Boaz Idiidi, a survivor, who lost his mother to the cult, recalls travelling from his father’s home in Nyamirama, Kanungu, as an 18-year-old. He headed to Nyabugoto to visit his mother, who was estranged from his father.
“He was a tall slender man with a dark complexion who led Mass with Fr Ikazire,” Idiidi says of Fr Kataribabo, adding, “He was cautious in his dealings and temperament and was a man of few words. When you were ill-disciplined, he called Credonia, who was the disciplinarian. I was unruly and I didn’t last long there.”

Fr Kataribabo, who was approachable in contrast to the aloof Kibwetere, conducted Mass in Rukiga, in the Roman Catholic tradition and included Holy Communion.

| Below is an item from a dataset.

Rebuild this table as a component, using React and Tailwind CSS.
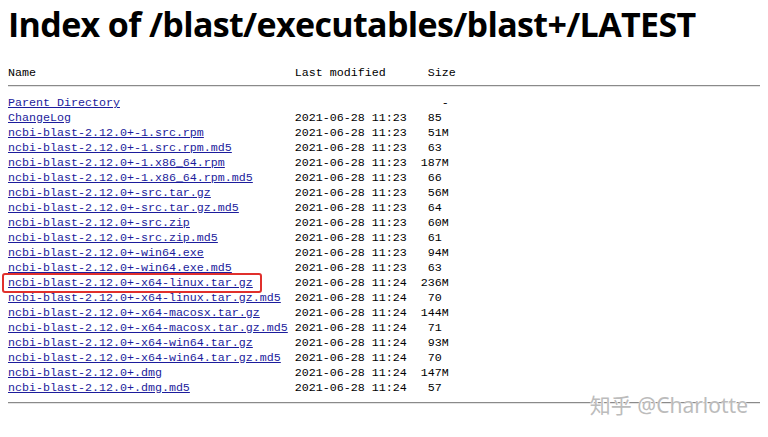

Idiidi petitioned Parliament on behalf of the survivors of the cult in 2014. The 10th Parliament instituted a probe led by the Defence and Internal Affairs Committee chaired by Betty Namugwanya, which presented a report to the House. Speaking on the floor of the 10th Parliament during a plenary debate of the committee report, Boaz Kafuda, the then Busongora South MP, revealed the more sinister face of the unassuming Fr Kataribabo.
  
“Madam Speaker in 2000, I was one of the people recruited by Rev Fr Dominic Kataribabo when I was in Senior Four at St Michael High School in Lugazi, Rubirizi District,” he started, adding; “When Rev Fr Dominic started killing people just near us because we were part of the people recruited, fortunately we were helped by our headmaster. By the time he conflicted with the Catholic Church, especially Lugazi Parish where he was a priest.”

Hundreds of bodies were exhumed from Kataribabo’s home in Bushenyi District per the committee report that in turn cited the police report informed by investigations carried out after the March 17, 2000 inferno.